6. SUPPORT BLACK BUSINESSES! There are so many out there, and the sad truth is that if black people don't support businesses nobody will.
7. Be ANTI-Racist. Not being racist isn't quite enough. You have to be vocal, use STRONG words to express to your friends, family, and collegues why these events are wrong.
7. Lastly, I will say join in with protesters ad don't be silent on social media. I think those are self explanatory.
I will say it one last time, I don't have all the answers, but I do know that to learn and bond with other cultures you have to submerge. Learning to live with and trust black people will create lasting effects and begin to change the next generation.

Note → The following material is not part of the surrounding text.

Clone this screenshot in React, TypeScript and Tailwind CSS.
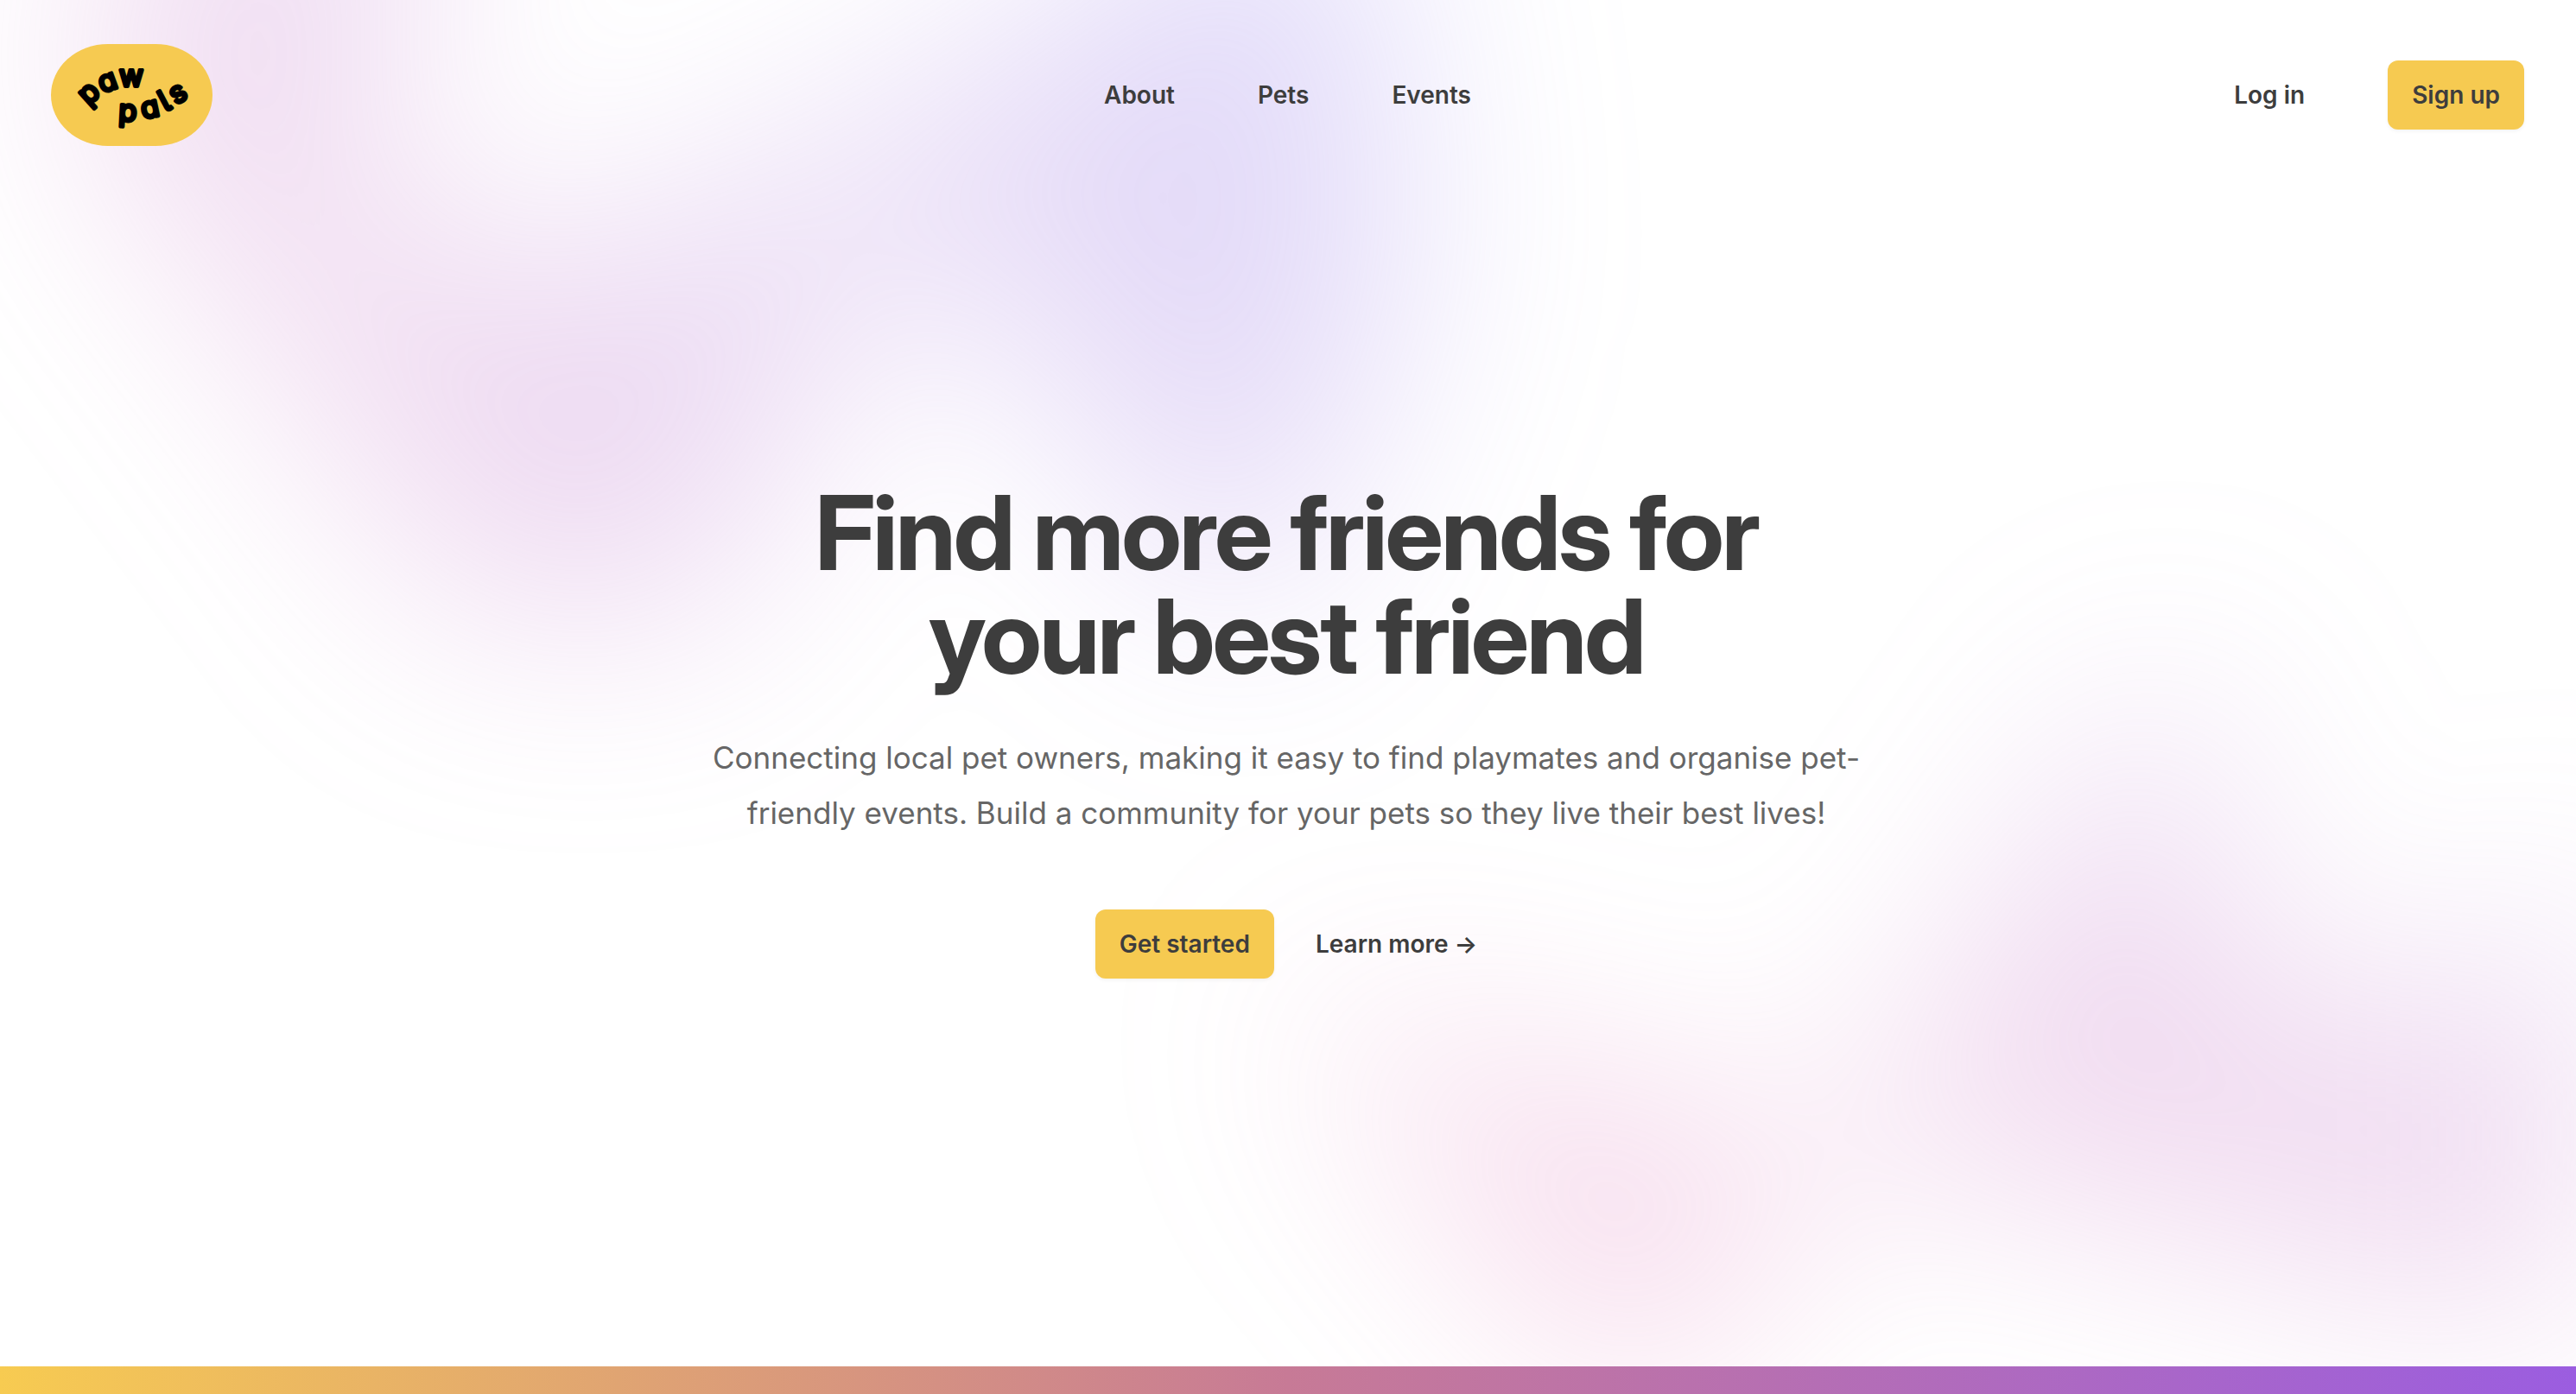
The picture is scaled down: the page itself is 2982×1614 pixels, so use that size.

While my sister was in school in France she told me the first few months were ROUGH. She wasn't allowed to speak any English in class so she spent a lot of time just being quiet...listening... trying to take it all in. When she went out people chuckled to themselves when she spoke her broken French but she was still learning and everyday it got better. She made friends and eventually had no problem navigating the country alone. After she told me how great it was I decided to visit as well. After visiting her in France, I saw that it was not that scary to not know the language. Most times people will notice you trying to find the words to say, and they will help you out or even speak to you in your language. I was bitten by the travel bug so much so that I even worked in Europe for a few months myself. However, I probably would have never done it if she didn't take the first step to get out of her comfort zone.
I hope this encourages at least one person to "Go to France" (figuritively), you'll be ok, someone will reach out to you and others will follow your lead.
PS I am sure a lot of black people will be upset or even disagree with this post, and I invite you to use your platforms to make suggestions.